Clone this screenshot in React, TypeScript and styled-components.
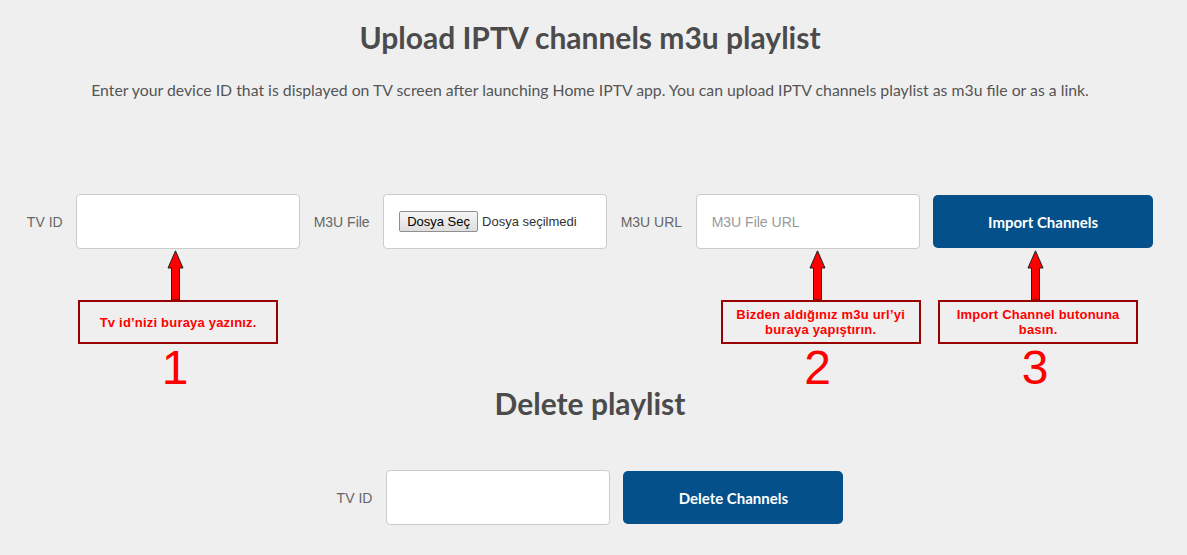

==

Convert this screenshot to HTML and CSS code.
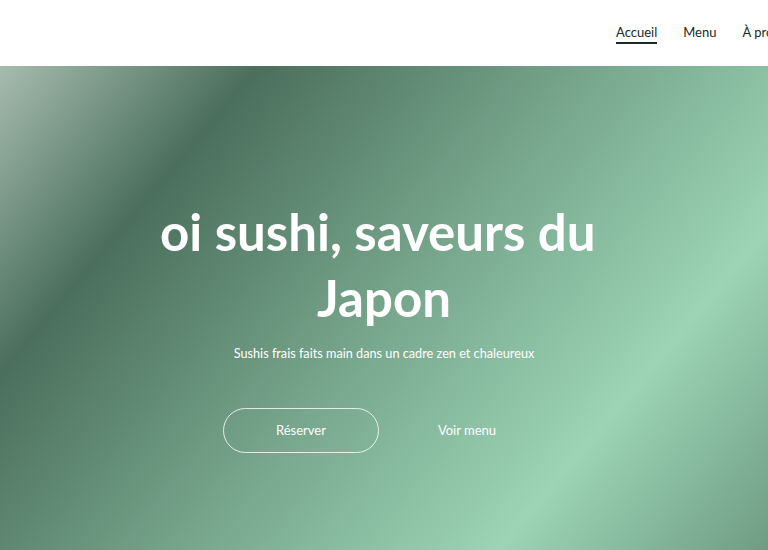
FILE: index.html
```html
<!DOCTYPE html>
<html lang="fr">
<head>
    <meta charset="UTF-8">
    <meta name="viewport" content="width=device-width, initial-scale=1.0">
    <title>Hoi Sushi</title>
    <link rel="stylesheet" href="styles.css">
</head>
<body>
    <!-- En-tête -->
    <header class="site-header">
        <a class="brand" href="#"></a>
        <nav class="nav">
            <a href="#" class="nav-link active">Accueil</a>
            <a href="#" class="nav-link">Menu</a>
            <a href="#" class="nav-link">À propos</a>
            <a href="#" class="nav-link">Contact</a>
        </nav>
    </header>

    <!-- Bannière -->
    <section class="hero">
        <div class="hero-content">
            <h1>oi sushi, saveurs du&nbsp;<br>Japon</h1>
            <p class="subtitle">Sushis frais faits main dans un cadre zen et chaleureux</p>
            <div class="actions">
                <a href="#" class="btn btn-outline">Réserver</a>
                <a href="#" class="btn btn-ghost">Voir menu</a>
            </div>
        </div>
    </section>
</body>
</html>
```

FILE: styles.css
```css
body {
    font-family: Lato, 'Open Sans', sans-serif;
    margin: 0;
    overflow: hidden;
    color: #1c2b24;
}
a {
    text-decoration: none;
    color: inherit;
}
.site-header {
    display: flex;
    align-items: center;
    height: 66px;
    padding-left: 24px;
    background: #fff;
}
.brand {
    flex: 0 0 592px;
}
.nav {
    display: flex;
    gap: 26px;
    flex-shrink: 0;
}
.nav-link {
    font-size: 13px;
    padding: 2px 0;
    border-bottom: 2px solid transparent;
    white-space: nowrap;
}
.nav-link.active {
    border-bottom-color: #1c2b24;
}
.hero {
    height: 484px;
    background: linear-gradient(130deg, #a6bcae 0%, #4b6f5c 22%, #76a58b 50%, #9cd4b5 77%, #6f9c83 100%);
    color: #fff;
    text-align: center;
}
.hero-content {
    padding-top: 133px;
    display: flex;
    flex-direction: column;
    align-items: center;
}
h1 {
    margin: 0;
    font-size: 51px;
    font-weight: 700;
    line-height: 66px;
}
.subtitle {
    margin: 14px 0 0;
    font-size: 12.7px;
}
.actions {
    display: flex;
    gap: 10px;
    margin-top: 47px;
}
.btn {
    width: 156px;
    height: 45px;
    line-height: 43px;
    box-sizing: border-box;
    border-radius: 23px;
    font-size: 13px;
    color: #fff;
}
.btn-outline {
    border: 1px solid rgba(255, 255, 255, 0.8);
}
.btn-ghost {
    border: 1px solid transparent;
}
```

## What you are asked to do
Say how many lines in the records hold "this", with the number as the whole reply.

## Final result
2